* _Data section_
============================================================
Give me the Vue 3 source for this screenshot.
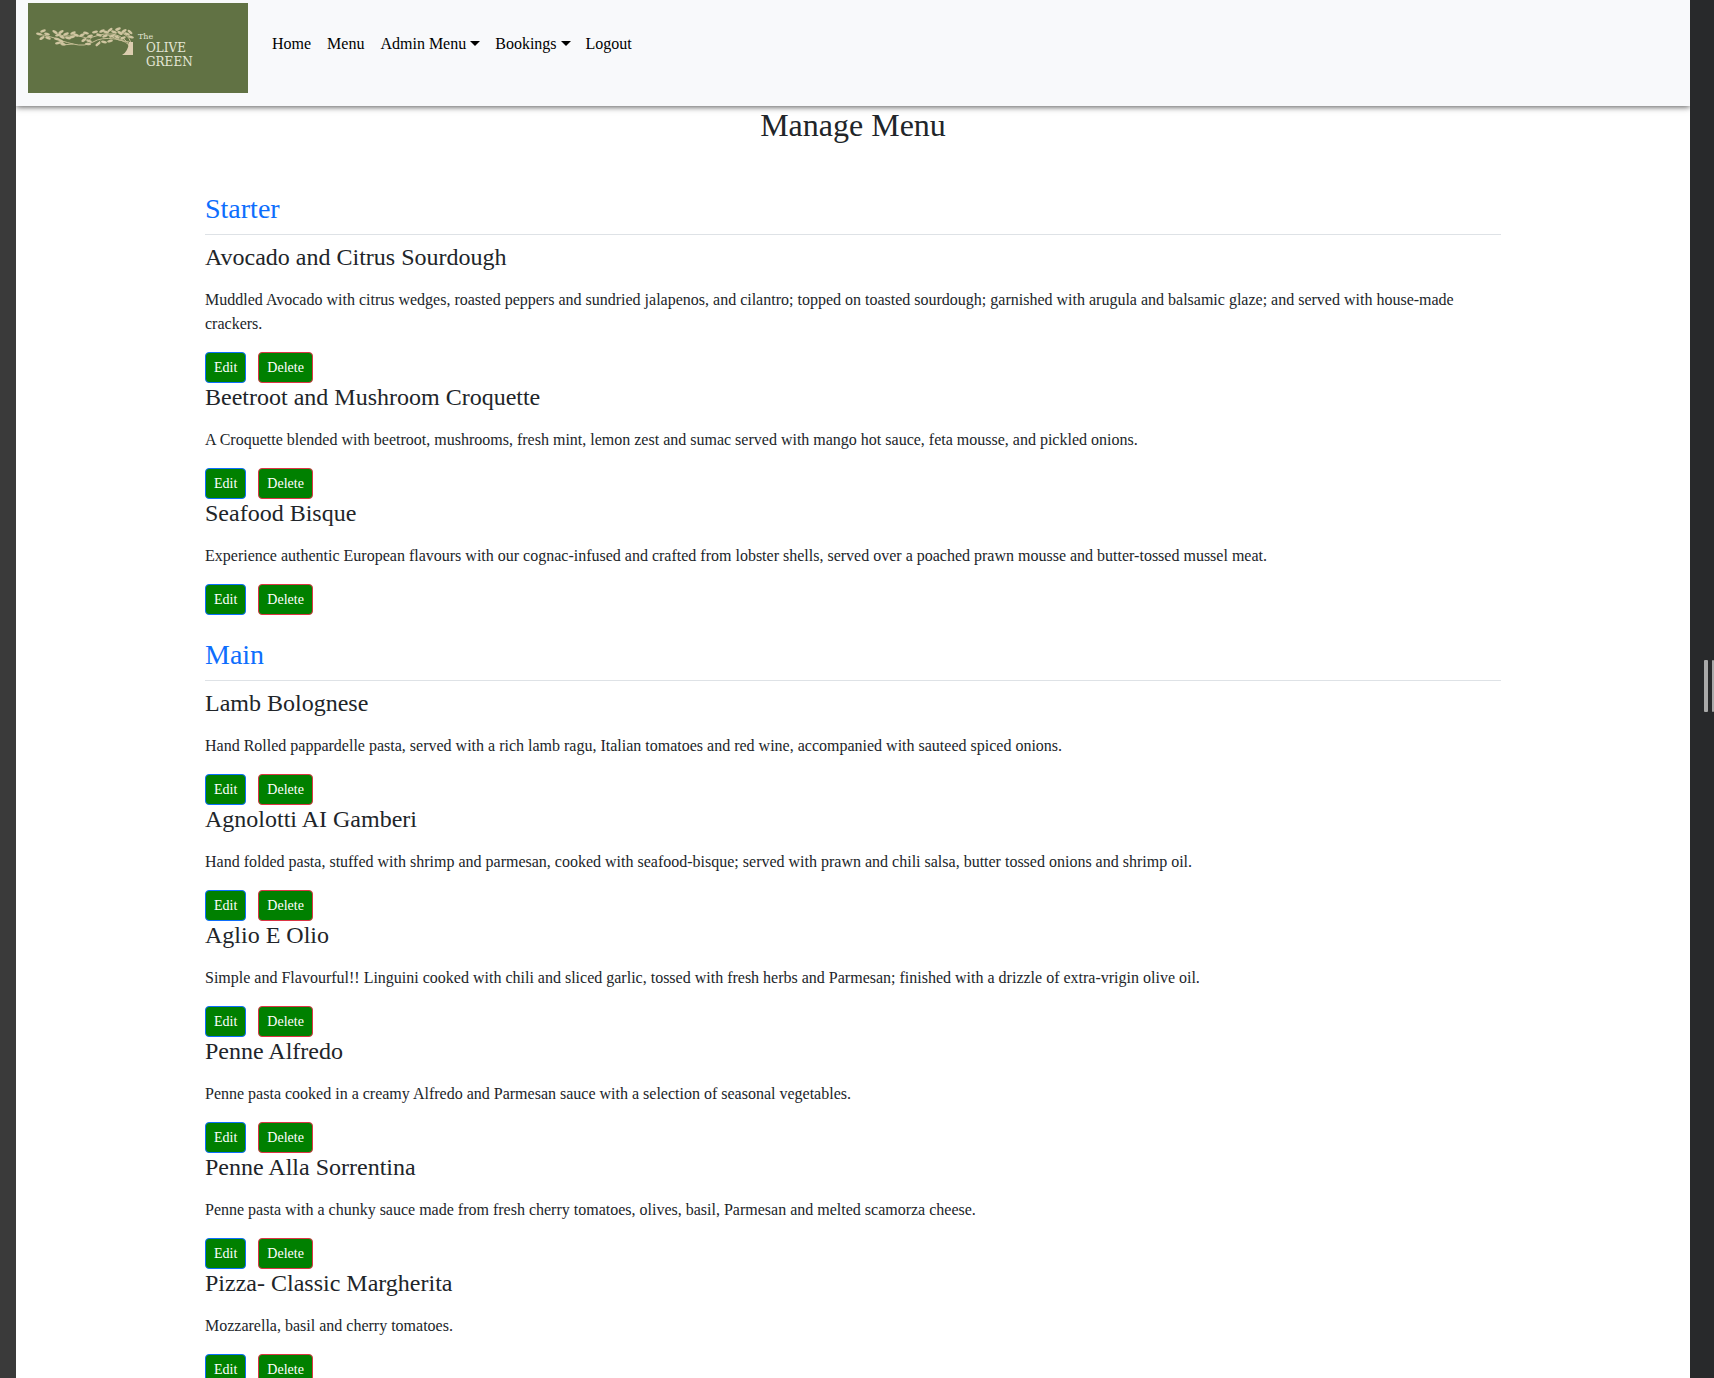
<script setup>
const sections = [
  {
    title: 'Starter',
    items: [
      { name: 'Avocado and Citrus Sourdough', text: 'Muddled Avocado with citrus wedges, roasted peppers and sundried jalapenos, and cilantro; topped on toasted sourdough; garnished with arugula and balsamic glaze; and served with house-made crackers.' },
      { name: 'Beetroot and Mushroom Croquette', text: 'A Croquette blended with beetroot, mushrooms, fresh mint, lemon zest and sumac served with mango hot sauce, feta mousse, and pickled onions.' },
      { name: 'Seafood Bisque', text: 'Experience authentic European flavours with our cognac-infused and crafted from lobster shells, served over a poached prawn mousse and butter-tossed mussel meat.' },
    ],
  },
  {
    title: 'Main',
    items: [
      { name: 'Lamb Bolognese', text: 'Hand Rolled pappardelle pasta, served with a rich lamb ragu, Italian tomatoes and red wine, accompanied with sauteed spiced onions.' },
      { name: 'Agnolotti AI Gamberi', text: 'Hand folded pasta, stuffed with shrimp and parmesan, cooked with seafood-bisque; served with prawn and chili salsa, butter tossed onions and shrimp oil.' },
      { name: 'Aglio E Olio', text: 'Simple and Flavourful!! Linguini cooked with chili and sliced garlic, tossed with fresh herbs and Parmesan; finished with a drizzle of extra-vrigin olive oil.' },
      { name: 'Penne Alfredo', text: 'Penne pasta cooked in a creamy Alfredo and Parmesan sauce with a selection of seasonal vegetables.' },
      { name: 'Penne Alla Sorrentina', text: 'Penne pasta with a chunky sauce made from fresh cherry tomatoes, olives, basil, Parmesan and melted scamorza cheese.' },
      { name: 'Pizza- Classic Margherita', text: 'Mozzarella, basil and cherry tomatoes.' },
    ],
  },
]

const links = [
  { label: 'Home' },
  { label: 'Menu' },
  { label: 'Admin Menu', dropdown: true },
  { label: 'Bookings', dropdown: true },
  { label: 'Logout' },
]

// Leaf positions: x, y, rotation
const leaves = [
  [11, 31, 10], [15, 28, -20], [19, 31, 15], [14, 35, -30], [20, 35, 20], [27, 29, 30], [30, 32, -15], [33, 29, -30],
  [29, 36, 10], [34, 34, 25], [38, 31, -20], [40, 35, 10], [45, 30, -25], [48, 32, 20], [44, 34, -10],
  [30, 40, -10], [35, 41, 15], [33, 38, 30], [54, 32, -25], [58, 30, 15], [62, 33, -15], [61, 38, 20], [56, 37, -30], [60, 41, 5],
  [67, 29, -10], [71, 32, 20], [74, 28, -25], [78, 29, 15], [77, 33, -20], [82, 27, -35], [86, 29, 20], [90, 26, -20],
  [92, 30, 30], [96, 28, -30], [99, 31, 20], [102, 29, 40], [103, 34, 15], [84, 33, -20], [89, 34, 25], [95, 35, -25],
  [70, 41, -35], [76, 39, 10], [82, 38, -15],
]
</script>

<template>
  <div class="frame">
    <div class="page">
      <header class="navbar">
        <a class="brand" href="#" aria-label="The Olive Green">
          <svg class="logo" viewBox="0 0 220 90" aria-hidden="true">
            <rect width="220" height="90" fill="#617244" />
            <g fill="none" stroke="#c5bd95" stroke-linecap="round">
              <path d="M102 44Q100 38 87 36Q73 34 65 39T45 41T29 36T10 31" />
              <path d="M102 44Q98 34 85 31Q76 30 68 33T55 34T43 33T29 31M103 42Q103 35 96 31L88 27M101 39L91 37L80 32M60 39L64 34M45 41L34 42M72 38L69 43" />
            </g>
            <g fill="#cfc5a0">
              <ellipse v-for="(l, i) in leaves" :key="i" :cx="l[0]" :cy="l[1]" rx="3" ry="1.3" :transform="`rotate(${l[2]} ${l[0]} ${l[1]})`" />
            </g>
            <path d="M101 39h4v13h-11q6-3 7-13z" fill="#dccdaf" />
            <g class="wordmark">
              <text class="the" x="110" y="36">The</text>
              <text x="118" y="49">OLIVE</text>
              <text x="118" y="63">GREEN</text>
            </g>
          </svg>
        </a>
        <nav>
          <a v-for="link in links" :key="link.label" href="#">{{ link.label }}<i v-if="link.dropdown" class="caret"></i></a>
        </nav>
      </header>

      <main>
        <h1>Manage Menu</h1>
        <section v-for="section in sections" :key="section.title">
          <h2>{{ section.title }}</h2>
          <article v-for="item in section.items" :key="item.name">
            <h3>{{ item.name }}</h3>
            <p>{{ item.text }}</p>
            <div class="actions">
              <button type="button" class="edit">Edit</button>
              <button type="button" class="delete">Delete</button>
            </div>
          </article>
        </section>
      </main>
    </div>
    <div class="handle"><span></span><span></span></div>
  </div>
</template>

<style>
body {
  margin: 0;
  background: #28292b;
}
</style>

<style scoped>
.frame {
  height: 100vh;
  overflow: hidden;
  display: flex;
  border-left: 16px solid #3a3a3a;
  box-sizing: border-box;
  font: 16px/24px "Liberation Serif", "Times New Roman", serif;
  color: #212529;
}
.page {
  flex: 1;
  min-width: 0;
  overflow: hidden;
  background: #fff;
}
.handle {
  width: 24px;
  display: flex;
  align-items: center;
  justify-content: flex-end;
  gap: 4px;
  padding-bottom: 6px;
  background: #28292b;
}
.handle span {
  width: 4px;
  height: 52px;
  border-radius: 1px;
  background: #a9a9a9;
}
.handle span:last-child {
  width: 2px;
}
.navbar {
  display: flex;
  align-items: flex-start;
  gap: 16px;
  padding: 3px 12px 13px;
  background: #f8f9fb;
  box-shadow: 0 1px 6px #000a;
}
.brand {
  display: flex;
}
.logo {
  width: 220px;
  height: 90px;
}
.wordmark {
  fill: #e4e6d6;
  font: 12px "DejaVu Serif", serif;
}
.wordmark .the {
  font-size: 8px;
}
nav {
  display: flex;
  padding-top: 21px;
}
nav a {
  display: flex;
  align-items: center;
  gap: 4px;
  padding: 8px;
  color: #000;
  text-decoration: none;
}
.caret {
  border: 5px solid transparent;
  border-top-color: #000;
  border-bottom: 0;
  margin: 0 -1px 2px 0;
}
main {
  max-width: 1296px;
  margin: 0 auto;
  padding: 0 12px;
}
h1, h2, h3, p {
  margin: 0;
  font-weight: 400;
}
h1 {
  font-size: 32px;
  line-height: 38px;
  margin-bottom: 48px;
  text-align: center;
}
section {
  margin-bottom: 23px;
}
h2 {
  font-size: 28px;
  line-height: 34px;
  padding-bottom: 8px;
  margin-bottom: 8px;
  border-bottom: 1px solid #dee2e6;
  color: #0d6efd;
}
h3 {
  font-size: 24px;
  line-height: 29px;
}
p {
  margin: 16px 0;
}
.actions {
  display: flex;
  gap: 12px;
}
button {
  padding: 4px 8px;
  border: 1px solid #0d6efd;
  border-radius: 4px;
  background: green;
  color: #fff;
  font: 14px/21px "Liberation Serif", "Times New Roman", serif;
}
.delete {
  border-color: #dc3545;
}
</style>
============================================================
* _Challenge_
Pictures are to be left out; repeat all the remaining data exactly.

* _Result for this task_
Give me the Vue 3 source for this screenshot.
<script setup>
const sections = [
  {
    title: 'Starter',
    items: [
      { name: 'Avocado and Citrus Sourdough', text: 'Muddled Avocado with citrus wedges, roasted peppers and sundried jalapenos, and cilantro; topped on toasted sourdough; garnished with arugula and balsamic glaze; and served with house-made crackers.' },
      { name: 'Beetroot and Mushroom Croquette', text: 'A Croquette blended with beetroot, mushrooms, fresh mint, lemon zest and sumac served with mango hot sauce, feta mousse, and pickled onions.' },
      { name: 'Seafood Bisque', text: 'Experience authentic European flavours with our cognac-infused and crafted from lobster shells, served over a poached prawn mousse and butter-tossed mussel meat.' },
    ],
  },
  {
    title: 'Main',
    items: [
      { name: 'Lamb Bolognese', text: 'Hand Rolled pappardelle pasta, served with a rich lamb ragu, Italian tomatoes and red wine, accompanied with sauteed spiced onions.' },
      { name: 'Agnolotti AI Gamberi', text: 'Hand folded pasta, stuffed with shrimp and parmesan, cooked with seafood-bisque; served with prawn and chili salsa, butter tossed onions and shrimp oil.' },
      { name: 'Aglio E Olio', text: 'Simple and Flavourful!! Linguini cooked with chili and sliced garlic, tossed with fresh herbs and Parmesan; finished with a drizzle of extra-vrigin olive oil.' },
      { name: 'Penne Alfredo', text: 'Penne pasta cooked in a creamy Alfredo and Parmesan sauce with a selection of seasonal vegetables.' },
      { name: 'Penne Alla Sorrentina', text: 'Penne pasta with a chunky sauce made from fresh cherry tomatoes, olives, basil, Parmesan and melted scamorza cheese.' },
      { name: 'Pizza- Classic Margherita', text: 'Mozzarella, basil and cherry tomatoes.' },
    ],
  },
]

const links = [
  { label: 'Home' },
  { label: 'Menu' },
  { label: 'Admin Menu', dropdown: true },
  { label: 'Bookings', dropdown: true },
  { label: 'Logout' },
]

// Leaf positions: x, y, rotation
const leaves = [
  [11, 31, 10], [15, 28, -20], [19, 31, 15], [14, 35, -30], [20, 35, 20], [27, 29, 30], [30, 32, -15], [33, 29, -30],
  [29, 36, 10], [34, 34, 25], [38, 31, -20], [40, 35, 10], [45, 30, -25], [48, 32, 20], [44, 34, -10],
  [30, 40, -10], [35, 41, 15], [33, 38, 30], [54, 32, -25], [58, 30, 15], [62, 33, -15], [61, 38, 20], [56, 37, -30], [60, 41, 5],
  [67, 29, -10], [71, 32, 20], [74, 28, -25], [78, 29, 15], [77, 33, -20], [82, 27, -35], [86, 29, 20], [90, 26, -20],
  [92, 30, 30], [96, 28, -30], [99, 31, 20], [102, 29, 40], [103, 34, 15], [84, 33, -20], [89, 34, 25], [95, 35, -25],
  [70, 41, -35], [76, 39, 10], [82, 38, -15],
]
</script>

<template>
  <div class="frame">
    <div class="page">
      <header class="navbar">
        <a class="brand" href="#" aria-label="The Olive Green">
          <svg class="logo" viewBox="0 0 220 90" aria-hidden="true">
            <rect width="220" height="90" fill="#617244" />
            <g fill="none" stroke="#c5bd95" stroke-linecap="round">
              <path d="M102 44Q100 38 87 36Q73 34 65 39T45 41T29 36T10 31" />
              <path d="M102 44Q98 34 85 31Q76 30 68 33T55 34T43 33T29 31M103 42Q103 35 96 31L88 27M101 39L91 37L80 32M60 39L64 34M45 41L34 42M72 38L69 43" />
            </g>
            <g fill="#cfc5a0">
              <ellipse v-for="(l, i) in leaves" :key="i" :cx="l[0]" :cy="l[1]" rx="3" ry="1.3" :transform="`rotate(${l[2]} ${l[0]} ${l[1]})`" />
            </g>
            <path d="M101 39h4v13h-11q6-3 7-13z" fill="#dccdaf" />
            <g class="wordmark">
              <text class="the" x="110" y="36">The</text>
              <text x="118" y="49">OLIVE</text>
              <text x="118" y="63">GREEN</text>
            </g>
          </svg>
        </a>
        <nav>
          <a v-for="link in links" :key="link.label" href="#">{{ link.label }}<i v-if="link.dropdown" class="caret"></i></a>
        </nav>
      </header>

      <main>
        <h1>Manage Menu</h1>
        <section v-for="section in sections" :key="section.title">
          <h2>{{ section.title }}</h2>
          <article v-for="item in section.items" :key="item.name">
            <h3>{{ item.name }}</h3>
            <p>{{ item.text }}</p>
            <div class="actions">
              <button type="button" class="edit">Edit</button>
              <button type="button" class="delete">Delete</button>
            </div>
          </article>
        </section>
      </main>
    </div>
    <div class="handle"><span></span><span></span></div>
  </div>
</template>

<style>
body {
  margin: 0;
  background: #28292b;
}
</style>

<style scoped>
.frame {
  height: 100vh;
  overflow: hidden;
  display: flex;
  border-left: 16px solid #3a3a3a;
  box-sizing: border-box;
  font: 16px/24px "Liberation Serif", "Times New Roman", serif;
  color: #212529;
}
.page {
  flex: 1;
  min-width: 0;
  overflow: hidden;
  background: #fff;
}
.handle {
  width: 24px;
  display: flex;
  align-items: center;
  justify-content: flex-end;
  gap: 4px;
  padding-bottom: 6px;
  background: #28292b;
}
.handle span {
  width: 4px;
  height: 52px;
  border-radius: 1px;
  background: #a9a9a9;
}
.handle span:last-child {
  width: 2px;
}
.navbar {
  display: flex;
  align-items: flex-start;
  gap: 16px;
  padding: 3px 12px 13px;
  background: #f8f9fb;
  box-shadow: 0 1px 6px #000a;
}
.brand {
  display: flex;
}
.logo {
  width: 220px;
  height: 90px;
}
.wordmark {
  fill: #e4e6d6;
  font: 12px "DejaVu Serif", serif;
}
.wordmark .the {
  font-size: 8px;
}
nav {
  display: flex;
  padding-top: 21px;
}
nav a {
  display: flex;
  align-items: center;
  gap: 4px;
  padding: 8px;
  color: #000;
  text-decoration: none;
}
.caret {
  border: 5px solid transparent;
  border-top-color: #000;
  border-bottom: 0;
  margin: 0 -1px 2px 0;
}
main {
  max-width: 1296px;
  margin: 0 auto;
  padding: 0 12px;
}
h1, h2, h3, p {
  margin: 0;
  font-weight: 400;
}
h1 {
  font-size: 32px;
  line-height: 38px;
  margin-bottom: 48px;
  text-align: center;
}
section {
  margin-bottom: 23px;
}
h2 {
  font-size: 28px;
  line-height: 34px;
  padding-bottom: 8px;
  margin-bottom: 8px;
  border-bottom: 1px solid #dee2e6;
  color: #0d6efd;
}
h3 {
  font-size: 24px;
  line-height: 29px;
}
p {
  margin: 16px 0;
}
.actions {
  display: flex;
  gap: 12px;
}
button {
  padding: 4px 8px;
  border: 1px solid #0d6efd;
  border-radius: 4px;
  background: green;
  color: #fff;
  font: 14px/21px "Liberation Serif", "Times New Roman", serif;
}
.delete {
  border-color: #dc3545;
}
</style>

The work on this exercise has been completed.